Возвращаясь к теме встречи (и даже союза) Церкви и империи, мы, с учетом в своем роде иконического значения монашества в Церкви можем сказать, что «неотмирность» Церкви (в монашестве продолжающая себя актуализировать) изначально не была «анти-мирностью», но тем глубинным эсхатологическим – одновременно и началом, и заданием, силою и мерою которого все должно было прийти в иерархически осуществляемое соответствие замыслу Божию, а, значит, и себе самому, своей природе.
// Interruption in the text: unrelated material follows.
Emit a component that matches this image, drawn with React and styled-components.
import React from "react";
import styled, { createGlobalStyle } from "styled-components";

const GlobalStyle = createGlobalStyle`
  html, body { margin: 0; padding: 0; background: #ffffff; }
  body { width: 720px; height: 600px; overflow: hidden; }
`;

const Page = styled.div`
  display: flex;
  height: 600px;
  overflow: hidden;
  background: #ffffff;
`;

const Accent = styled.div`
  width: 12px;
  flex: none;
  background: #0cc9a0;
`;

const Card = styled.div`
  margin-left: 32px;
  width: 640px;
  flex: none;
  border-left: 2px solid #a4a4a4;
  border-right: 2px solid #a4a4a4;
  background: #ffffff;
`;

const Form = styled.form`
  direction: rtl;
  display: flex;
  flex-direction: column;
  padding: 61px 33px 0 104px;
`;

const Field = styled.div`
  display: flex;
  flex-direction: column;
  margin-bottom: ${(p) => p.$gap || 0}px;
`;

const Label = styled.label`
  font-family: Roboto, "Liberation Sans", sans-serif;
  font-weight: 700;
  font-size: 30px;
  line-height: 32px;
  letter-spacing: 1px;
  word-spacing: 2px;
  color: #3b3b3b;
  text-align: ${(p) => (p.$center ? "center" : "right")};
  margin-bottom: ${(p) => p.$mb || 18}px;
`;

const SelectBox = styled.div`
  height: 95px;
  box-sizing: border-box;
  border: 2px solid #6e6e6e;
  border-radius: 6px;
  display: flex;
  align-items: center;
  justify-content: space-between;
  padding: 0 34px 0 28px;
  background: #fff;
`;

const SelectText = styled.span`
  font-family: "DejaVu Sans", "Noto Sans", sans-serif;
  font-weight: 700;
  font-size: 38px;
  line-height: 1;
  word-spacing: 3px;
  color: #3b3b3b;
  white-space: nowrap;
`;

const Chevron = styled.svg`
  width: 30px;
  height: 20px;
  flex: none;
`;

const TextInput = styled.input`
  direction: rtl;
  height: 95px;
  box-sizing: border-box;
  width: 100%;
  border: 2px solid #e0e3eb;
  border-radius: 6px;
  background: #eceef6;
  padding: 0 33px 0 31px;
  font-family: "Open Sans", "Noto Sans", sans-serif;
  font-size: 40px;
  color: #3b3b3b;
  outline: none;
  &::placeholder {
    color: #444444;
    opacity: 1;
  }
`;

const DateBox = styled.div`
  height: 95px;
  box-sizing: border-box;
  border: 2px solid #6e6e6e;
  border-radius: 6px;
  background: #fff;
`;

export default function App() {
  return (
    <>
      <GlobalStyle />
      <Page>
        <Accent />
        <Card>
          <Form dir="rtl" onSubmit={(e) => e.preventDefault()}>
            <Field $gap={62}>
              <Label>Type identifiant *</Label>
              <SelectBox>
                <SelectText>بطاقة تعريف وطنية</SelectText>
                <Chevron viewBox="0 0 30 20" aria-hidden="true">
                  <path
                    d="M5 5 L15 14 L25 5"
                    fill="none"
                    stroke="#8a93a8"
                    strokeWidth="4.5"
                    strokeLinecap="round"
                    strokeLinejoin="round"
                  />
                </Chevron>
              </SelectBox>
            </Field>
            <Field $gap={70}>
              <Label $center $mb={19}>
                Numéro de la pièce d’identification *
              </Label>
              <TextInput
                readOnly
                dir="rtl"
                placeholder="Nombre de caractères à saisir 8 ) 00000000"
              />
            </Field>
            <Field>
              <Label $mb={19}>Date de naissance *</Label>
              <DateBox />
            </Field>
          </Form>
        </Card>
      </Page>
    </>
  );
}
Так, например, известный дуализм естественно-исторической реальности, сохраняя в полноте характеристики составляющих его элементов (Церковь не сливается с государством, брак не вытесняется монашеством) оказывается иерархически подчиненным более глубокому, полному и первичному устроению сущего – его устроению как творения, собранного или, точнее, собираемого в своей нравственно-аскетически осязаемой устремленности к своему Творцу.
Римско-византийский император становится и остается императором христианским, только подчинив себя святыне и правилу веры, только осознав свою власть (внешне-юридически никак не ограниченную) служением и жертвой. «Я твердо веровал, – скажет равноапостольный Константин Великий, – что всю душу, все, чем дышу, все, что только существует в глубине моего ума, – все я обязан принести Великому Богу» [4] . «Яко первый от Бога багряницу прием, – отзывается императору церковная ему похвала, – первый (же) волею повинул (т. е. подчинил. – А. М.) ее Христу» [5] .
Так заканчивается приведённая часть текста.